The Babylon network, on the other hand, does not start with with a predefined state (as in "known at the time of the Babylon node release"). Its ledger is a continuation of the Olympia network ledger. That means that the initial state that Radix Engine V2 (which is the Babylon "set of state changing rules") will use will be the final state of the Olympia network.

From above, we can conclude that:

  • There is a notion of a "final state" of the Olympia network. Or, in technical terms: at some point during the lifetime of the network, the "set of rules" must change so that no more state changes are allowed. Or, in yet another words: at some point the network will shut down and cease to commit any new transactions.

  • The Babylon node must somehow know that Olympia has shut down and must have a way to acquire its final state, which it will then use as its own initial state.

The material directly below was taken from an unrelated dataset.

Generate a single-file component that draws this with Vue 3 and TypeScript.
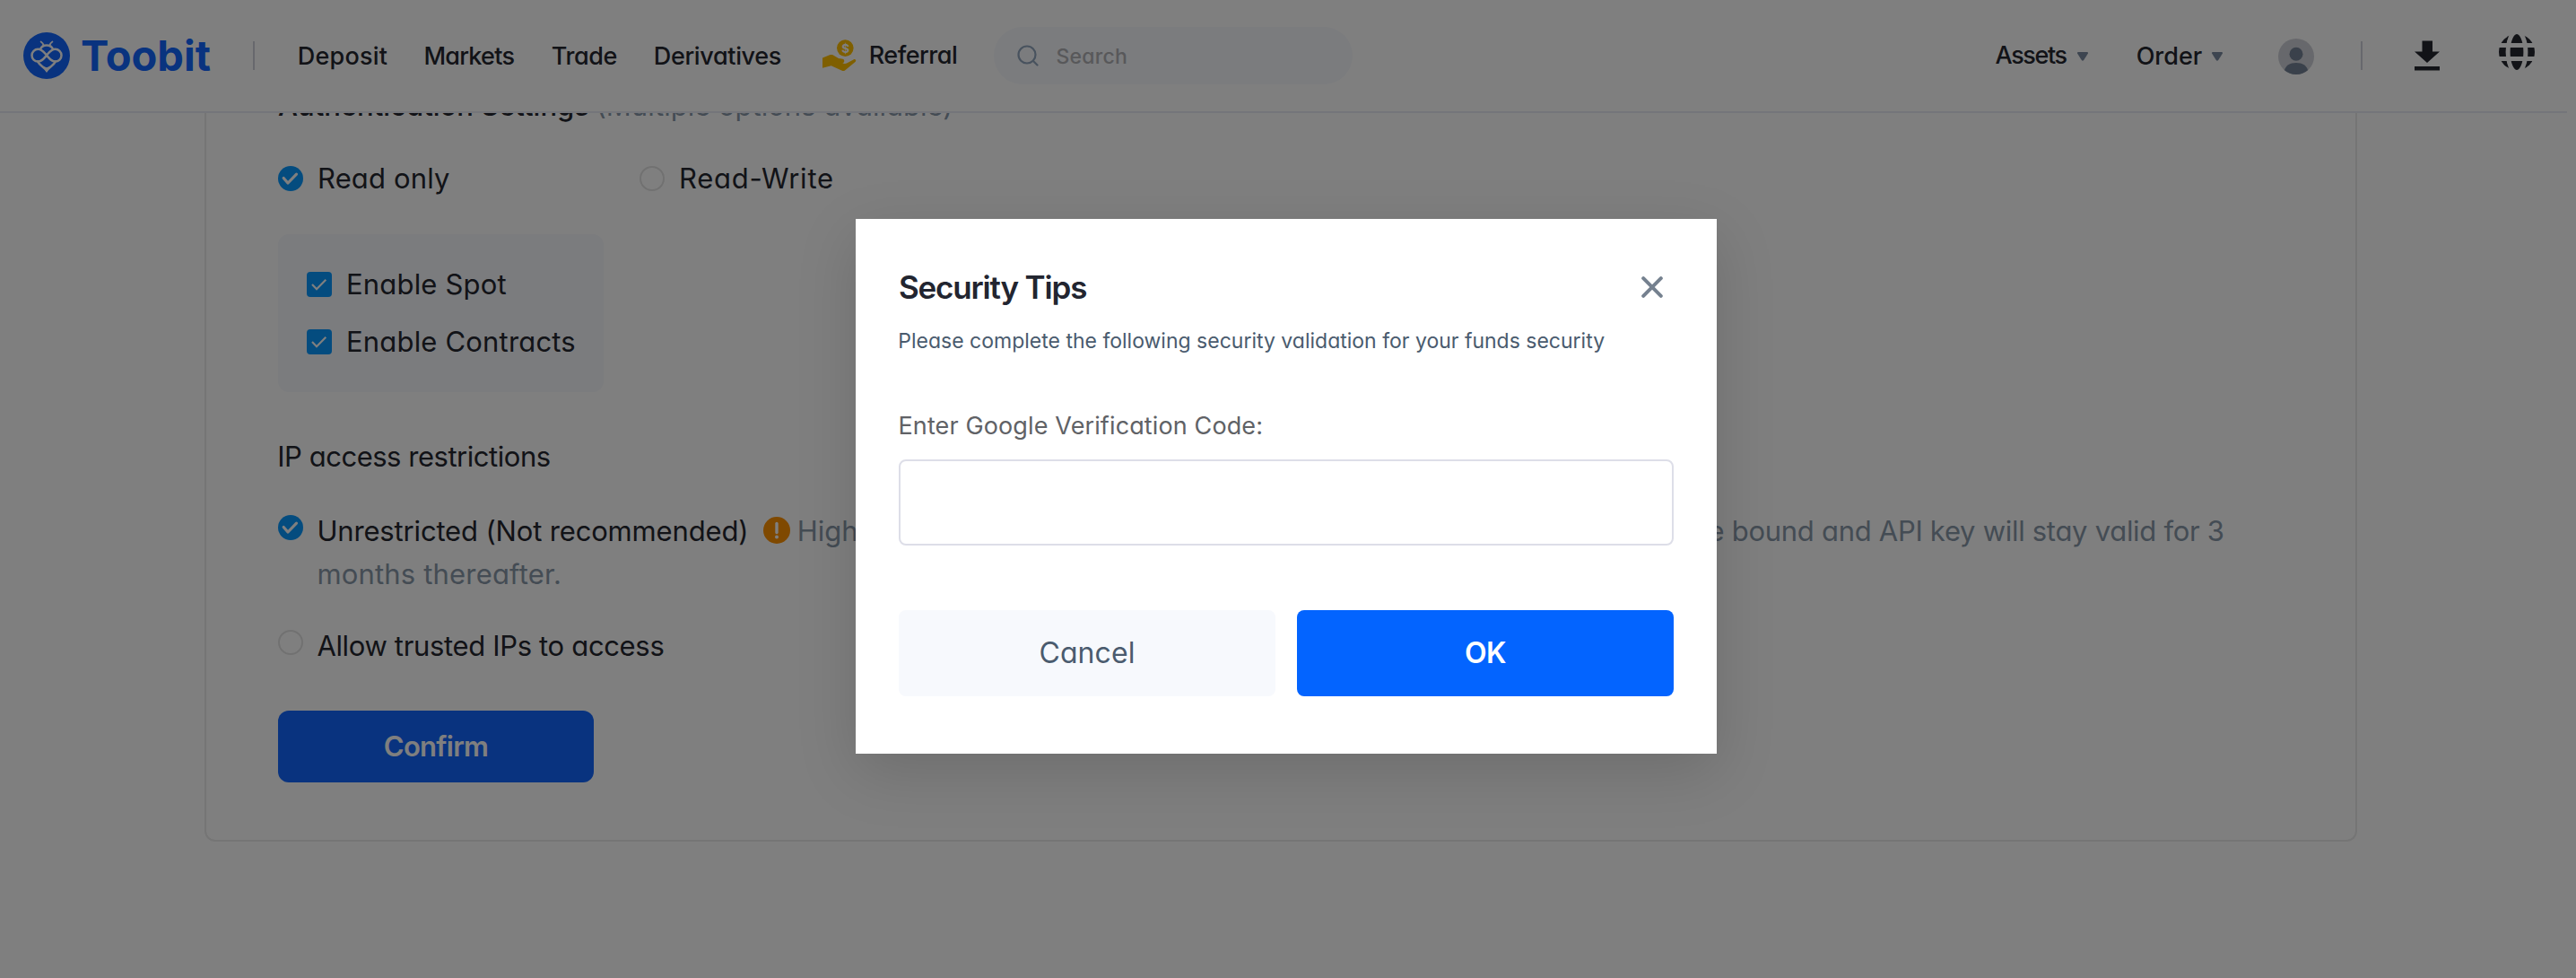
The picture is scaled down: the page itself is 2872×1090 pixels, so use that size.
<script setup lang="ts">
import { ref } from 'vue'

interface NavLink { label: string; spacing: string }
const navLinks: NavLink[] = [
  { label: 'Deposit', spacing: '0.2px' },
  { label: 'Markets', spacing: '-0.75px' },
  { label: 'Trade', spacing: '-0.4px' },
  { label: 'Derivatives', spacing: '-0.35px' },
]
const permissions = [
  { label: 'Enable Spot', checked: true },
  { label: 'Enable Contracts', checked: true },
]
const code = ref('')
</script>

<template>
  <div class="page">
    <header class="header">
      <div class="logo">
        <svg class="logo-mark" viewBox="0 0 52 52" width="52" height="52">
          <circle cx="26" cy="26" r="26" fill="#1266ff" />
          <g fill="none" stroke="#fff" stroke-width="2.5" stroke-linecap="round" stroke-linejoin="round">
            <path d="M26 25.6c-3-3.4-5-6.8-9.6-6.8a6.9 6.9 0 0 0 0 13.8c4.6 0 6.6-3.6 9.6-7s5-6.8 9.6-6.8a6.9 6.9 0 0 1 0 13.8c-4.6 0-6.6-3.6-9.6-7z" />
            <path d="M19 18.8c1-2.8 4-4.4 7-4.4s6 1.6 7 4.4" />
            <path d="M22.6 14.6c-.4-2-1.4-3.2-3-4.2M29.4 14.6c.4-2 1.4-3.2 3-4.2" stroke-width="1.8" />
            <path d="M16 32.6c2 4.4 7.5 6 10 10.4 2.5-4.400 8-6 10-10.4" />
          </g>
          <path d="M21.5 37.5l4.5 1.8 4.5-1.8-4.500 7.5z" fill="#fff" />
        </svg>
        <span class="logo-text">Toobit</span>
      </div>
      <i class="divider divider-left"></i>
      <nav class="nav">
        <a v-for="link in navLinks" :key="link.label" :style="{ letterSpacing: link.spacing }">{{ link.label }}</a>
      </nav>
      <a class="referral">
        <svg viewBox="0 0 38 36" width="38" height="36">
          <circle cx="25.3" cy="9.6" r="9.3" fill="#ffbe00" />
          <text x="25.3" y="14.5" text-anchor="middle" font-size="13.5" font-weight="700" fill="#fff">$</text>
          <path fill="#ffbe00" d="M0 20.6L8 17.3c1.4-.4 2.8-.4 4 .2l5 3c1.2.7 2.4.9 4 .9 2.4 0 3.6 1.3 3.2 3-.2 1-.9 1.600-1.900 1.900 1.700.9 3.600.8 5.200-.1l7-3.800c1-.5 2-.3 2.500.4.5.8.2 1.700-.5 2.200L25 34.500c-1 .7-2.200.7-3.200.2L9.700 29.200 0 31.800z" />
        </svg>
        <span>Referral</span>
      </a>
      <div class="search">
        <svg viewBox="0 0 24 24" width="24" height="24" fill="none" stroke="#90a5bd" stroke-width="2.2" stroke-linecap="round">
          <circle cx="11" cy="11" r="9.5" /><path d="M18 18l4.5 4.5" />
        </svg>
        <span>Search</span>
      </div>
      <div class="tools">
        <a class="assets">Assets</a>
        <svg class="caret" viewBox="0 0 12 10" width="12" height="10"><path d="M1 0h10c1 0 1.300.9.8 1.700L7.200 9c-.6.9-1.800.9-2.400 0L.2 1.700C-.3.9 0 0 1 0z" fill="#7b8aa0" /></svg>
        <a class="order">Order</a>
        <svg class="caret" viewBox="0 0 12 10" width="12" height="10"><path d="M1 0h10c1 0 1.300.9.8 1.700L7.200 9c-.6.9-1.800.9-2.400 0L.2 1.700C-.3.9 0 0 1 0z" fill="#7b8aa0" /></svg>
        <svg class="avatar" viewBox="0 0 40 40" width="40" height="40">
          <circle cx="20" cy="20" r="20" fill="#cfd1d8" />
          <circle cx="20" cy="17.3" r="7.5" fill="#758296" />
          <path d="M7 35.200C8 30.500 13 27 20 27s12 3.500 13 8.200A20 20 0 0 1 7 35.200z" fill="#758296" />
        </svg>
        <i class="divider"></i>
        <svg class="download" viewBox="0 0 28 36" width="28" height="36" fill="#24262f">
          <path d="M8.5 1.5h11.5V13.500H28L14 26 0 13.500h8.500zM0 30h28v4.500H0z" />
        </svg>
        <svg class="globe" viewBox="0 0 40 40" width="40" height="40">
          <circle cx="20" cy="20" r="20" fill="#24262f" />
          <ellipse cx="20" cy="20" rx="9.9" ry="22.5" fill="none" stroke="#fff" stroke-width="5" />
          <path d="M0 12.500h40M0 27.500h40" stroke="#fff" stroke-width="5" />
        </svg>
      </div>
    </header>

    <main class="viewport">
      <section class="card">
        <h2 class="heading"><span class="auth">Authentication Settings</span><span class="muted hint">(Multiple options available)</span></h2>
        <div class="modes">
          <label class="option first">
            <svg class="mark" viewBox="0 0 28 28"><circle cx="14" cy="14" r="14" fill="#0898ff" /><path d="M6.200 13.500l4.800 5.500 9.500-9.800" fill="none" stroke="#fff" stroke-width="3.2" stroke-linecap="round" stroke-linejoin="round" /></svg>
            <span class="t-read">Read only</span>
          </label>
          <label class="option"><i class="empty"></i><span class="t-write">Read-Write</span></label>
        </div>
        <div class="permissions">
          <label v-for="p in permissions" :key="p.label" class="option">
            <svg class="mark" viewBox="0 0 28 28"><rect width="28" height="28" rx="4" fill="#0898ff" /><path v-if="p.checked" d="M6 14l5 5.200L21.300 8.800" fill="none" stroke="#fff" stroke-width="2.2" /></svg>
            <span>{{ p.label }}</span>
          </label>
        </div>
        <h3 class="ip-title">IP access restrictions</h3>
        <div class="restriction">
          <svg class="mark" viewBox="0 0 28 28"><circle cx="14" cy="14" r="14" fill="#0898ff" /><path d="M6.200 13.500l4.800 5.500 9.500-9.800" fill="none" stroke="#fff" stroke-width="3.2" stroke-linecap="round" stroke-linejoin="round" /></svg>
          <div class="body">
            <div class="line">
              <span class="t-unres">Unrestricted (Not recommended)</span>
              <svg class="warn" viewBox="0 0 30 30" width="30" height="30"><circle cx="15" cy="15" r="15" fill="#ff9200" /><path d="M15 7.500v10" stroke="#fff" stroke-width="3.4" stroke-linecap="round" /><circle cx="15" cy="22.4" r="2" fill="#fff" /></svg>
              <p class="note muted"><span>High risk. For account security, only unrestricted API keys can</span><span class="t-bound">be bound and API key will stay valid for 3</span></p>
            </div>
            <div class="muted t-months">months thereafter.</div>
          </div>
        </div>
        <div class="restriction allow">
          <i class="empty"></i>
          <div class="body t-allow">Allow trusted IPs to access</div>
        </div>
        <button class="confirm" type="button">Confirm</button>
      </section>
    </main>

    <div class="overlay">
      <div class="modal">
        <div class="modal-head">
          <h1>Security Tips</h1>
          <svg viewBox="0 0 24 24" width="24" height="24" fill="none" stroke="#75818f" stroke-width="4" stroke-linecap="round"><path d="M2.200 2.200l19.600 19.600M21.800 2.200L2.200 21.800" /></svg>
        </div>
        <p class="sub">Please complete the following security validation for your funds security</p>
        <label class="label" for="code">Enter Google Verification Code:</label>
        <input id="code" v-model="code" class="input" type="text" />
        <div class="actions">
          <button class="cancel" type="button">Cancel</button>
          <button class="ok" type="button">OK</button>
        </div>
      </div>
    </div>
  </div>
</template>

<style>
body { margin: 0; background: #fff; }
</style>
<style scoped>
.page {
  position: relative;
  display: flex;
  flex-direction: column;
  width: 2872px;
  height: 1090px;
  overflow: hidden;
  background: #fff;
  color: #24262f;
  font-family: Inter, "Liberation Sans", sans-serif;
  font-feature-settings: "cv11";
  font-size: 31px;
  line-height: 48px;
  white-space: nowrap;
}
.page * { box-sizing: border-box; }
svg { display: block; flex: none; }
h1, h2, h3, p { margin: 0; font-weight: 400; font-size: inherit; }
button, input { font: inherit; font-feature-settings: inherit; border: 0; padding: 0; margin: 0; }

.header {
  display: flex;
  align-items: center;
  flex: none;
  width: 2862px;
  height: 126px;
  padding: 0 36px 0 26px;
  border-bottom: 2px solid #e8eaf4;
  font-size: 27px;
  font-weight: 550;
}
.logo { display: flex; align-items: center; width: 256px; }
.logo-text { margin-left: 12px; font-size: 47px; font-weight: 700; color: #1266ff; }
.divider { flex: none; width: 2px; height: 32px; background: #cfd1da; }
.nav { display: grid; grid-template-columns: 140.6px 142.3px 114.1px 188.2px; margin: 1px 0 0 47.8px; }
.referral { display: flex; align-items: center; width: 191px; letter-spacing: -0.52px; }
.referral span { margin-left: 13.8px; margin-top: -1px; }
.search {
  display: flex;
  align-items: center;
  width: 400px;
  height: 64px;
  padding-left: 26px;
  border-radius: 32px;
  background: #f6f8fc;
  color: #b0b1b5;
  font-size: 23px;
  font-weight: 500;
  letter-spacing: 0.22px;
}
.search span { margin: 1px 0 0 19.5px; }
.tools { display: flex; align-items: center; margin-left: 716.6px; }
.assets { width: 91.4px; margin-top: -1px; letter-spacing: -1.4px; }
.order { width: 84.3px; margin-left: 53.7px; margin-top: 1px; }
.avatar { margin: 2px 52px 0 62px; }
.download { margin-left: 58px; }
.globe { margin: -8px 0 0 66px; }
.caret { margin-top: 1px; }

.viewport { flex: 1; width: 2862px; overflow: hidden; }
.card {
  display: flex;
  flex-direction: column;
  align-items: flex-start;
  width: 2400px;
  height: 844px;
  margin: -32px 0 0 228px;
  padding: 0 80px;
  border: 2px solid #eaeaea;
  border-top: 0;
  border-radius: 0 0 12px 12px;
}
.muted { color: #8998a9; }
.heading { display: flex; }
.auth { width: 354.5px; font-weight: 500; }
.modes { display: flex; margin-top: 33px; }
.option { display: flex; align-items: center; }
.option > span { margin-left: 16px; }
.first { width: 403px; }
.mark, .empty { flex: none; width: 28px; height: 28px; }
.empty { border: 2px solid #e3e3e3; border-radius: 50%; }
.t-read { letter-spacing: 0.15px; }
.t-write { letter-spacing: 0.75px; }
.permissions {
  display: flex;
  flex-direction: column;
  gap: 16px;
  width: 363px;
  height: 176px;
  margin-top: 38px;
  padding: 32px 30px;
  border-radius: 12px;
  background: #f6f8fc;
  letter-spacing: 0.18px;
}
.ip-title { margin: 48px 0 35px -0.8px; letter-spacing: -0.47px; }
.restriction { display: flex; }
.restriction > .mark, .restriction > .empty { margin-top: 6px; }
.body { margin-left: 15.4px; }
.line { display: flex; width: 2126.3px; }
.t-unres { width: 497.7px; letter-spacing: -0.16px; }
.warn { margin-top: 8px; }
.note { display: flex; flex: 1; justify-content: space-between; margin-left: 7.6px; }
.t-bound { letter-spacing: -0.29px; }
.t-months { letter-spacing: 0.18px; }
.allow { margin-top: 32px; }
.t-allow { letter-spacing: -0.34px; }
.confirm {
  width: 352px;
  height: 80px;
  margin-top: 48px;
  border-radius: 12px;
  background: #1266ff;
  color: #fff;
  font-weight: 600;
  letter-spacing: -0.73px;
}

.overlay {
  position: absolute;
  inset: 0;
  display: flex;
  justify-content: center;
  align-items: flex-start;
  padding: 244px 4px 0 0;
  background: rgba(0, 0, 0, 0.5);
}
.modal {
  display: flex;
  flex-direction: column;
  width: 960px;
  height: 596px;
  padding: 52px 48px 0;
  background: #fff;
  box-shadow: 0 20px 64px rgba(0, 0, 0, 0.14);
}
.modal-head { display: flex; justify-content: space-between; align-items: center; padding-right: 12px; }
.modal-head h1 { font-size: 35px; font-weight: 600; letter-spacing: -1.18px; color: #222530; }
.permissions .mark { margin-left: 2px; }
.sub { margin: 12px 0 0 -0.7px; font-size: 23px; color: #4a5b6e; }
.label { margin: 47px 0 0 -0.5px; font-size: 27px; letter-spacing: 0.12px; color: #606266; }
.input { width: 864px; height: 96px; margin-top: 13px; padding: 0 24px; border: 2px solid #dddee8; border-radius: 8px; background: #fff; outline: none; }
.actions { display: flex; gap: 24px; margin-top: 72px; }
.actions button { width: 420px; height: 96px; border-radius: 8px; }
.actions .cancel { background: #f7f9fd; color: #4a5b6e; font-size: 32px; letter-spacing: 0.1px; }
.actions .ok { background: #0364ff; color: #fff; font-size: 32px; font-weight: 600; letter-spacing: -0.5px; }
</style>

The mechanisms that satisfy both requirements have been implemented in Olympia and Babylon nodes respectively.

Olympia node

The final release of the Olympia node (1.5.0) includes an "engine shutdown" protocol update. This update, once enacted, will configure Radix Engine V1 so that it can’t commit any new transactions. The update will undergo the regular Olympia coordinated protocol updates mechanism.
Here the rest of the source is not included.